I am not defined by my sexual experiences. Being raised in a patriarchal society means that some men were taught to view women’s bodies as disposable, and girls weren’t raised to fiercely listen to their intuition. It is not my fault I didn’t have the proper tools to fight back. I do now.
I am not defined by a missing heartbeat in my body. Though the desire of wanting a child is high, I am not defined by how or when it happens. My body is not flawed. It is perfect just the way it is.
I am not defined by my experiences. Everything and anything that has happened to me does not define me as a person and does not define the essence of me. These experiences may have influenced me, but I am far more than the lessons they have taught me.
The shame I have felt from all of these experiences feel like they’ve shaped every fiber in me. And by addressing the root of my shame, I have been able to navigate my way out it. Navigate my way back to myself. The purest version of me, long before the whispers. Before it, and yet past it.
Sharing my story, the good, the bad, and most importantly, the deeply shameful, have helped me heal. Stories help unveil and dethrone the shame.
When others speak their truth, it rips into the rest of the room like a burning forest: fast and steady, leaving everyone more inspired. Because of this example of vulnerability, we can address our own shame with a deeper sense of self-compassion and self-love. Sharing my story was possible because of other stories. Recognizing myself in those other stories guided me in learning to share my own.

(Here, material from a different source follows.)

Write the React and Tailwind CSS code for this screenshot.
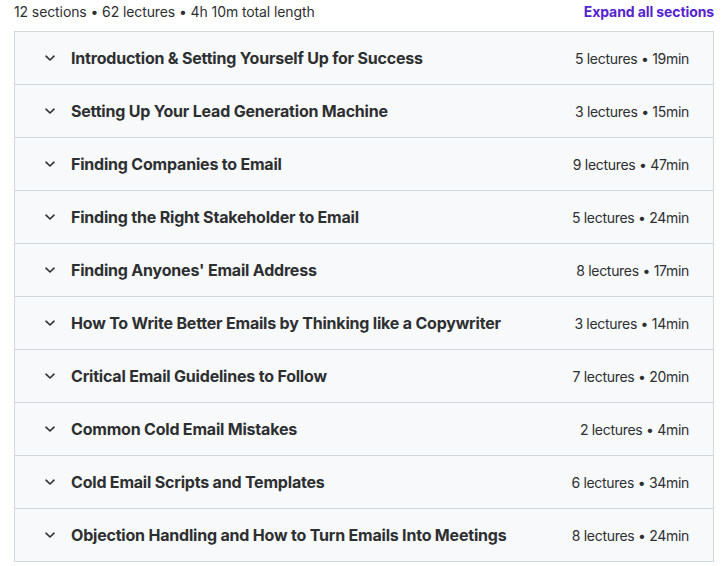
import React from "react";

const sections = [
  { title: "Introduction & Setting Yourself Up for Success", lectures: 5, length: "19min" },
  { title: "Setting Up Your Lead Generation Machine", lectures: 3, length: "15min" },
  { title: "Finding Companies to Email", lectures: 9, length: "47min" },
  { title: "Finding the Right Stakeholder to Email", lectures: 5, length: "24min" },
  { title: "Finding Anyones' Email Address", lectures: 8, length: "17min" },
  { title: "How To Write Better Emails by Thinking like a Copywriter", lectures: 3, length: "14min" },
  { title: "Critical Email Guidelines to Follow", lectures: 7, length: "20min" },
  { title: "Common Cold Email Mistakes", lectures: 2, length: "4min" },
  { title: "Cold Email Scripts and Templates", lectures: 6, length: "34min" },
  { title: "Objection Handling and How to Turn Emails Into Meetings", lectures: 8, length: "24min" },
];

function Chevron() {
  return (
    <svg width="12" height="12" viewBox="0 0 12 12" className="shrink-0">
      <path d="M2 4.2l4 3.8 4-3.8" fill="none" stroke="#2d2f31" strokeWidth="1.6" strokeLinecap="round" strokeLinejoin="round" />
    </svg>
  );
}

export default function App() {
  return (
    <div className="w-[722px] h-[566px] bg-white pl-[14px] pr-[8px] text-[#2d2f31]" style={{ fontFamily: "Inter, 'Liberation Sans', sans-serif" }}>
      <div className="h-[22px] flex items-center justify-between">
        <span className="text-[14px] tracking-[-0.1px]">12 sections • 62 lectures • 4h 10m total length</span>
        <button className="text-[14px] font-bold tracking-[-0.1px] text-[#5624d0]">Expand all sections</button>
      </div>
      <div className="mt-[9px] border border-[#d1d7dc] divide-y divide-[#d1d7dc]">
        {sections.map((s) => (
          <div key={s.title} className="box-content h-[52px] bg-[#f7f9fa] flex items-center pl-[29px] pr-[24px]">
            <Chevron />
            <h3 className="ml-[15px] flex-1 text-[16px] font-bold tracking-[-0.2px]">{s.title}</h3>
            <span className="text-[14px] tracking-[-0.3px]">
              {s.lectures} lectures • {s.length}
            </span>
          </div>
        ))}
      </div>
    </div>
  );
}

I hope this website, our digital tent, is a place where stories help you feel inspired to start a dialogue with your own shame. Being able to say “me too” is the biggest shame reducer there is, and I hope our stories make you feel that your vulnerably is empowering. I hope this is a place where you feel inspired to learn, and most importantly unlearn. A place where you feel safe to share, to listen, to pause, to reflect, and to address your most shameful inner conflicts. Shame is universal and the moment I truly realized that, the veil was lifted. My hope is that this space does that for you too.